== SET TASK ==
Repeat, exactly and completely, the material that follows. Omit the pictures.
## Begin DATASET SECTION
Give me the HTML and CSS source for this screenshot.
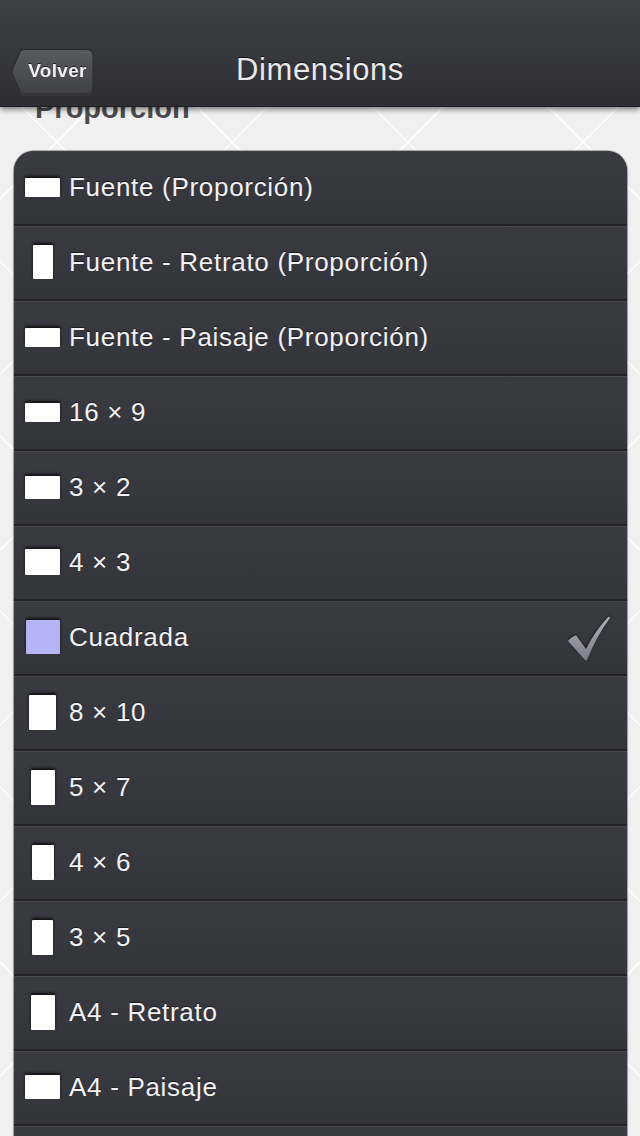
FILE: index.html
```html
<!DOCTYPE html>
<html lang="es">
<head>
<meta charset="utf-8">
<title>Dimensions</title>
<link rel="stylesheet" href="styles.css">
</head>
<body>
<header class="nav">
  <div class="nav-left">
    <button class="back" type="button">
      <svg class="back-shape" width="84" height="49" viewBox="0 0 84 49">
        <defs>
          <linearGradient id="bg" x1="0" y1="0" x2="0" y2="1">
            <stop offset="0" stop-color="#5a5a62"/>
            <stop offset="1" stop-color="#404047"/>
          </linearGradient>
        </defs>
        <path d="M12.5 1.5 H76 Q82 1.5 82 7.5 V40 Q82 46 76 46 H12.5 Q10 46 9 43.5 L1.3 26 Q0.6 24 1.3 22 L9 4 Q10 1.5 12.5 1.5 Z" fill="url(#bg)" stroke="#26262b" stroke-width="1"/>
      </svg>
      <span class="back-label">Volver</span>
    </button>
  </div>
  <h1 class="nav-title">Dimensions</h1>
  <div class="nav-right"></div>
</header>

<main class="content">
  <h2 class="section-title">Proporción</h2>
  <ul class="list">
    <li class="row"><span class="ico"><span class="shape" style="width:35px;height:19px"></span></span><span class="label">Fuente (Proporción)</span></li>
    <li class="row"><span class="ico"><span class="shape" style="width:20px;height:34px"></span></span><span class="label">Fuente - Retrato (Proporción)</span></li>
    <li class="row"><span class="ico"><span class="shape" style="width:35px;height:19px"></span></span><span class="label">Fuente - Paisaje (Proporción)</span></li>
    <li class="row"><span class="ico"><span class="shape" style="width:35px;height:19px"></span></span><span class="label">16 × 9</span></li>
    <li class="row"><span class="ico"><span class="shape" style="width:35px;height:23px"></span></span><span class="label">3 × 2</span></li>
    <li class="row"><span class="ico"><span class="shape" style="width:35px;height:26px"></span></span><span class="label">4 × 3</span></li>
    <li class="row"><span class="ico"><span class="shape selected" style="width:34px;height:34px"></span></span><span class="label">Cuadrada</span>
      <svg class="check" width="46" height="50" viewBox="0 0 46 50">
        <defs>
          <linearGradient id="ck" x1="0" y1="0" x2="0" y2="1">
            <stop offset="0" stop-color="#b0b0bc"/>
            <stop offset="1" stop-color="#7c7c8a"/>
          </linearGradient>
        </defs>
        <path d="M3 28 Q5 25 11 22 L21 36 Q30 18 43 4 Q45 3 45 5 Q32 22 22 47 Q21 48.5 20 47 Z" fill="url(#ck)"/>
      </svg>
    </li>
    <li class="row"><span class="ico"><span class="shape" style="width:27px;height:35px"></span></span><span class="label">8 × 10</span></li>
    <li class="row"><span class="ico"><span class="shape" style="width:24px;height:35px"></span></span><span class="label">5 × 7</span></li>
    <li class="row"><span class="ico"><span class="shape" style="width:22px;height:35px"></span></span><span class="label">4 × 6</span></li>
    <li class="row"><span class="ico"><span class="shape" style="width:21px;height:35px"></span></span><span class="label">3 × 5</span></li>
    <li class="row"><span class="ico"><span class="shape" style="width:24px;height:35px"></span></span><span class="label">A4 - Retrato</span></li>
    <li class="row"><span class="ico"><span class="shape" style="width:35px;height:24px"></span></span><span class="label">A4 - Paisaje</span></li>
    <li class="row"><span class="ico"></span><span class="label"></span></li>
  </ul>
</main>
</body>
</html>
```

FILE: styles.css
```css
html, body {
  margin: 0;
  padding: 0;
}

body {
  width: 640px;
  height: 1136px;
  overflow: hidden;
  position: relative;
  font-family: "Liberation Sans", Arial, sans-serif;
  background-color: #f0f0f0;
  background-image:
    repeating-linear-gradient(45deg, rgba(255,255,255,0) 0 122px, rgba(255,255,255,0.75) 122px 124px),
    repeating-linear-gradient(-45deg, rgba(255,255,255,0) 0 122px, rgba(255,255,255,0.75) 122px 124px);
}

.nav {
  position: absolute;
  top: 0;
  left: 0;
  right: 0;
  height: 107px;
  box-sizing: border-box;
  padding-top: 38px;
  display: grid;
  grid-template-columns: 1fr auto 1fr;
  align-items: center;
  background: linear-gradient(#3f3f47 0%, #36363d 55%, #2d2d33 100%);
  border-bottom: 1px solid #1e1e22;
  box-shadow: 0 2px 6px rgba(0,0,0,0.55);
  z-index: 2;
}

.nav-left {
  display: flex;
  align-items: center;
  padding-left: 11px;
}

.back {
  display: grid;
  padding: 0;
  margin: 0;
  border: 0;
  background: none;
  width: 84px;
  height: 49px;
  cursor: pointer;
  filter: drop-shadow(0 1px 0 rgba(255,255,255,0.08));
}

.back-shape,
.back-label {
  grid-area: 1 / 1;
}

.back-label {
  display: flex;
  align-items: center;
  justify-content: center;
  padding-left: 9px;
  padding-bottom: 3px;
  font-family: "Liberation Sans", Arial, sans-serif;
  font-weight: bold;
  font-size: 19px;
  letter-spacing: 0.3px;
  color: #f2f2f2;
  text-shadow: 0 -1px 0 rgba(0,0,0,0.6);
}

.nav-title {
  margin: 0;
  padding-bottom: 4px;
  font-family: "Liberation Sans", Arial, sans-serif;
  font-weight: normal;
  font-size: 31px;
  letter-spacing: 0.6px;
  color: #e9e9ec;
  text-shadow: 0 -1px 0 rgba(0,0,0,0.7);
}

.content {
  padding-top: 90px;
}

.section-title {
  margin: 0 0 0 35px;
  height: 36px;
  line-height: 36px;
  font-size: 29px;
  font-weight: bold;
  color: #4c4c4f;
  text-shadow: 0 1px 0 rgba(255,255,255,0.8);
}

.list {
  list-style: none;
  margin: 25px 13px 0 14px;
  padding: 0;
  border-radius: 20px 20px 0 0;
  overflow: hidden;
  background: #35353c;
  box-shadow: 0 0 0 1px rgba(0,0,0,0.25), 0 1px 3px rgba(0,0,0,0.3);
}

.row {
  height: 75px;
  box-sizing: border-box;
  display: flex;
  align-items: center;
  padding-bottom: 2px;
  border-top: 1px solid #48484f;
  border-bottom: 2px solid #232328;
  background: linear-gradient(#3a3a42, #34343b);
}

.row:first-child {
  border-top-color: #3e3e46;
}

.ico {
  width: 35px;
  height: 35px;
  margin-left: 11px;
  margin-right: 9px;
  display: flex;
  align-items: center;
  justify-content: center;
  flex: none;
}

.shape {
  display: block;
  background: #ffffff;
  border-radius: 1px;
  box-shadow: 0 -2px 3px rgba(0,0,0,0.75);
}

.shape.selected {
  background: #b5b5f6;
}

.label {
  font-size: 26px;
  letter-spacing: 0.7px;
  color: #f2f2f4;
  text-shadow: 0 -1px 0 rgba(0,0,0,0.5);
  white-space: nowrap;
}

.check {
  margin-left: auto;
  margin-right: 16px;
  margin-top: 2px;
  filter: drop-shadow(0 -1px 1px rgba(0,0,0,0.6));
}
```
## End DATASET SECTION
== FINISHED EXERCISE ==
Give me the HTML and CSS source for this screenshot.
FILE: index.html
```html
<!DOCTYPE html>
<html lang="es">
<head>
<meta charset="utf-8">
<title>Dimensions</title>
<link rel="stylesheet" href="styles.css">
</head>
<body>
<header class="nav">
  <div class="nav-left">
    <button class="back" type="button">
      <svg class="back-shape" width="84" height="49" viewBox="0 0 84 49">
        <defs>
          <linearGradient id="bg" x1="0" y1="0" x2="0" y2="1">
            <stop offset="0" stop-color="#5a5a62"/>
            <stop offset="1" stop-color="#404047"/>
          </linearGradient>
        </defs>
        <path d="M12.5 1.5 H76 Q82 1.5 82 7.5 V40 Q82 46 76 46 H12.5 Q10 46 9 43.5 L1.3 26 Q0.6 24 1.3 22 L9 4 Q10 1.5 12.5 1.5 Z" fill="url(#bg)" stroke="#26262b" stroke-width="1"/>
      </svg>
      <span class="back-label">Volver</span>
    </button>
  </div>
  <h1 class="nav-title">Dimensions</h1>
  <div class="nav-right"></div>
</header>

<main class="content">
  <h2 class="section-title">Proporción</h2>
  <ul class="list">
    <li class="row"><span class="ico"><span class="shape" style="width:35px;height:19px"></span></span><span class="label">Fuente (Proporción)</span></li>
    <li class="row"><span class="ico"><span class="shape" style="width:20px;height:34px"></span></span><span class="label">Fuente - Retrato (Proporción)</span></li>
    <li class="row"><span class="ico"><span class="shape" style="width:35px;height:19px"></span></span><span class="label">Fuente - Paisaje (Proporción)</span></li>
    <li class="row"><span class="ico"><span class="shape" style="width:35px;height:19px"></span></span><span class="label">16 × 9</span></li>
    <li class="row"><span class="ico"><span class="shape" style="width:35px;height:23px"></span></span><span class="label">3 × 2</span></li>
    <li class="row"><span class="ico"><span class="shape" style="width:35px;height:26px"></span></span><span class="label">4 × 3</span></li>
    <li class="row"><span class="ico"><span class="shape selected" style="width:34px;height:34px"></span></span><span class="label">Cuadrada</span>
      <svg class="check" width="46" height="50" viewBox="0 0 46 50">
        <defs>
          <linearGradient id="ck" x1="0" y1="0" x2="0" y2="1">
            <stop offset="0" stop-color="#b0b0bc"/>
            <stop offset="1" stop-color="#7c7c8a"/>
          </linearGradient>
        </defs>
        <path d="M3 28 Q5 25 11 22 L21 36 Q30 18 43 4 Q45 3 45 5 Q32 22 22 47 Q21 48.5 20 47 Z" fill="url(#ck)"/>
      </svg>
    </li>
    <li class="row"><span class="ico"><span class="shape" style="width:27px;height:35px"></span></span><span class="label">8 × 10</span></li>
    <li class="row"><span class="ico"><span class="shape" style="width:24px;height:35px"></span></span><span class="label">5 × 7</span></li>
    <li class="row"><span class="ico"><span class="shape" style="width:22px;height:35px"></span></span><span class="label">4 × 6</span></li>
    <li class="row"><span class="ico"><span class="shape" style="width:21px;height:35px"></span></span><span class="label">3 × 5</span></li>
    <li class="row"><span class="ico"><span class="shape" style="width:24px;height:35px"></span></span><span class="label">A4 - Retrato</span></li>
    <li class="row"><span class="ico"><span class="shape" style="width:35px;height:24px"></span></span><span class="label">A4 - Paisaje</span></li>
    <li class="row"><span class="ico"></span><span class="label"></span></li>
  </ul>
</main>
</body>
</html>
```

FILE: styles.css
```css
html, body {
  margin: 0;
  padding: 0;
}

body {
  width: 640px;
  height: 1136px;
  overflow: hidden;
  position: relative;
  font-family: "Liberation Sans", Arial, sans-serif;
  background-color: #f0f0f0;
  background-image:
    repeating-linear-gradient(45deg, rgba(255,255,255,0) 0 122px, rgba(255,255,255,0.75) 122px 124px),
    repeating-linear-gradient(-45deg, rgba(255,255,255,0) 0 122px, rgba(255,255,255,0.75) 122px 124px);
}

.nav {
  position: absolute;
  top: 0;
  left: 0;
  right: 0;
  height: 107px;
  box-sizing: border-box;
  padding-top: 38px;
  display: grid;
  grid-template-columns: 1fr auto 1fr;
  align-items: center;
  background: linear-gradient(#3f3f47 0%, #36363d 55%, #2d2d33 100%);
  border-bottom: 1px solid #1e1e22;
  box-shadow: 0 2px 6px rgba(0,0,0,0.55);
  z-index: 2;
}

.nav-left {
  display: flex;
  align-items: center;
  padding-left: 11px;
}

.back {
  display: grid;
  padding: 0;
  margin: 0;
  border: 0;
  background: none;
  width: 84px;
  height: 49px;
  cursor: pointer;
  filter: drop-shadow(0 1px 0 rgba(255,255,255,0.08));
}

.back-shape,
.back-label {
  grid-area: 1 / 1;
}

.back-label {
  display: flex;
  align-items: center;
  justify-content: center;
  padding-left: 9px;
  padding-bottom: 3px;
  font-family: "Liberation Sans", Arial, sans-serif;
  font-weight: bold;
  font-size: 19px;
  letter-spacing: 0.3px;
  color: #f2f2f2;
  text-shadow: 0 -1px 0 rgba(0,0,0,0.6);
}

.nav-title {
  margin: 0;
  padding-bottom: 4px;
  font-family: "Liberation Sans", Arial, sans-serif;
  font-weight: normal;
  font-size: 31px;
  letter-spacing: 0.6px;
  color: #e9e9ec;
  text-shadow: 0 -1px 0 rgba(0,0,0,0.7);
}

.content {
  padding-top: 90px;
}

.section-title {
  margin: 0 0 0 35px;
  height: 36px;
  line-height: 36px;
  font-size: 29px;
  font-weight: bold;
  color: #4c4c4f;
  text-shadow: 0 1px 0 rgba(255,255,255,0.8);
}

.list {
  list-style: none;
  margin: 25px 13px 0 14px;
  padding: 0;
  border-radius: 20px 20px 0 0;
  overflow: hidden;
  background: #35353c;
  box-shadow: 0 0 0 1px rgba(0,0,0,0.25), 0 1px 3px rgba(0,0,0,0.3);
}

.row {
  height: 75px;
  box-sizing: border-box;
  display: flex;
  align-items: center;
  padding-bottom: 2px;
  border-top: 1px solid #48484f;
  border-bottom: 2px solid #232328;
  background: linear-gradient(#3a3a42, #34343b);
}

.row:first-child {
  border-top-color: #3e3e46;
}

.ico {
  width: 35px;
  height: 35px;
  margin-left: 11px;
  margin-right: 9px;
  display: flex;
  align-items: center;
  justify-content: center;
  flex: none;
}

.shape {
  display: block;
  background: #ffffff;
  border-radius: 1px;
  box-shadow: 0 -2px 3px rgba(0,0,0,0.75);
}

.shape.selected {
  background: #b5b5f6;
}

.label {
  font-size: 26px;
  letter-spacing: 0.7px;
  color: #f2f2f4;
  text-shadow: 0 -1px 0 rgba(0,0,0,0.5);
  white-space: nowrap;
}

.check {
  margin-left: auto;
  margin-right: 16px;
  margin-top: 2px;
  filter: drop-shadow(0 -1px 1px rgba(0,0,0,0.6));
}
```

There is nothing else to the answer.